When I think of a hospital, I think of cold air conditioning, beeping machines, food on a tray and a feeling of vulnerability. For me personally I do not have warm feelings about hospitals. Even when I have visited my husband in the hospital where he works, I feel nervous and shut down and tentatively walk through the wards.
When my husband comes home from work, I think of how he has been in that hospital all day. No warmth, so pushed for time there is no real opportunity to care for each patient, and the constant smell of hand sanitiser and bleach. Not a place I would choose to be. I cannot judge how he is when he gets home because this does not give him the chance to let go of the day and remember the warmth and care and his love for people, which is the reason he chose his role as a doctor.
I see how I can offer the opposite of a hospital. For doctors to bring a lightness, warmth and tender care to themselves and to their work, they need a different reflection to a hospital, otherwise they can forget. If they know no different, the coldness and functionality of a hospital can become their norm and in this they think their only way is to become hard in the way they work and matter of fact in the way they are with patients, as cold and functional as the hospital they work in.
It is not my role to save or rescue my husband from this but to remind him (as best I can) that there is another way and he can then bring that more loving caring way back to the hospital the next day. If doctors go to work each day in the same cold and functional feeling of a hospital from the day before, then patients too (especially people who are there for extended periods of time) forget life can be warm and caring and still. Imagine a doctor who comes to see you in hospital; he has eaten nutritious food, exercised in a way to support him at work, been in the company of people who care for him and feels loved. You would see and feel all this in one meeting with him, even for a moment.
The journey of my husband training in medicine and working as a junior doctor involved us living apart for years, financially dependent on one income, our relationship at times put to one side, to ‘get through’ what was required to complete this training. At many times it took its toll on us and our relationship and we often meet other doctors whose relationships were very strained or ended due to the stress of the training.
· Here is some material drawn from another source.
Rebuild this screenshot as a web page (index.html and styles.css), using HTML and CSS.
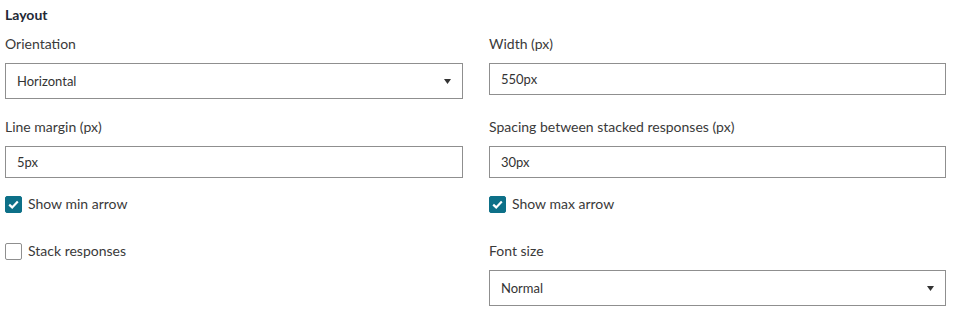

We (by no less than an absolute miracle, in the true sense) held on to our love for each other and thankfully came back to what our initial reason was to be together. We remember the innocence of why we loved each other and this needs to be held as sacred. If we make this everything, we can bring the fullness of who we are to ourselves, each other and to medicine. If we lose this or forget, we are not offering anything different to the world from the cold and functional motion of the hospital. We would be just completing our work without the flavour of us. A mere black and white version of us. No living colour.
I reflect upon all we have gone through in recent years and it reminds me to stay open to loving my husband in the same way I did when I first met him and felt the enormity of who we were and what we could do together.
When I look after myself at home and my husband returns from work, I am a lighthouse that does not have to try to do anything but is just shining no matter what. A reminder of what life is all about. If I can hold the light steady and consistent, he can see the way. If I jump into the world of the hospital, my light dims and he cannot see and I am lost at sea too.
No matter the busyness, the demand, the stress, we cannot lose ourselves otherwise, what are we offering others?